In fourteen books. (Phot. Bibl. Cod. 77.) It began with the death of Claudius Gothicus, in A. D. 270, and carried the history down to A. D. 404, in which year St. Chrysostom was sent into exile, and which was the tenth year of the reign of Arcadius. This account of Photius (l.c.) seems to be contradicted by a passage of the excerpta (p. 96, ed. Bekker and Niebuhr), in which Eunapius speaks of the avarice of the empress Pulcheria, who did not obtain that dignity till A. D. 414; but the context of that passage shews that it was only a digression in the work, and that the work itself did not extend to A. D. 414. It was written at the request of Oribasius, and Photius saw two editions of it. In the first, Eunapius had given vent to his rabid feelings against Christianity, especially against Constantine the Great; whereas he looked upon the emperor Julian as some divine being that had been sent from heaven upon earth. In the second edition, from which the excerpts still extant are taken. those passages were omitted; but they had been expunged with such negligence and carelessness, that many parts of the work were very obscure. But we cannot, with Photius, regard this " editio purgata" as the work of Eunapius himself, and it was in all probability made by some bookseller or a Christian, who thus attempted to remedy the defects of the original.
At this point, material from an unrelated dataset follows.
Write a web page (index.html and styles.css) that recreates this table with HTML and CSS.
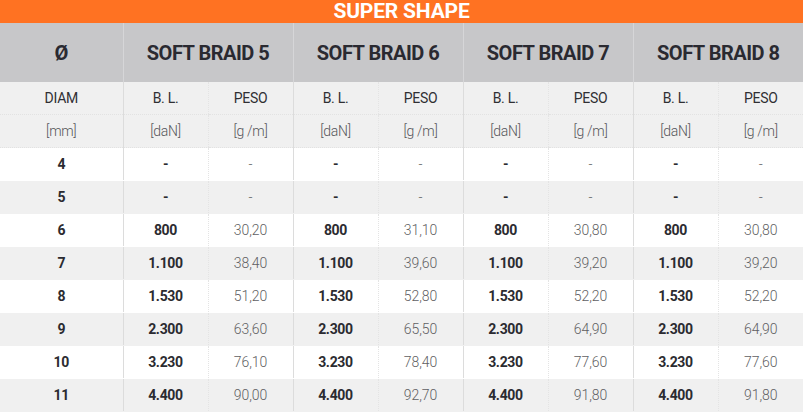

The style of the work, so far as we can judge of it, was as bad as that of the Lives of the Sophists, and is severely criticised by Photius.


All we now possess of this work consists of the Excerpta de Legationibus, which were made from it by the command of Constantine Porphyrogenitus, and a number of fragments preserved in Suidas. These remains, as far as they were known at the time, were published by D. Höschel (Augsburg,1603, 4to.), H. Fabrotti (Paris, 1648, fol.), and in Boissonade's edition of the Lives of the Sophists. (vol. i. p. 455, &c.)

A. Mai discovered considerable additions, which are published in his Scriptorum Vet. Nova Collectio, vol. ii. p. 247-316, from which they are reprinted in vol. i. of the Corpus Script. Hist. Byzant. edited by I. Bekker and Niebuhr.

The rhetorician Eunapius

Whether the rhetorician Eunapius, whom Suidas (s. v. Μουσώνιος) calls ἐκ Φρυγίας, is the same as our Eunapius, is uncertain. (Fabric. Bibl. Graec. vol. vii. p. 538.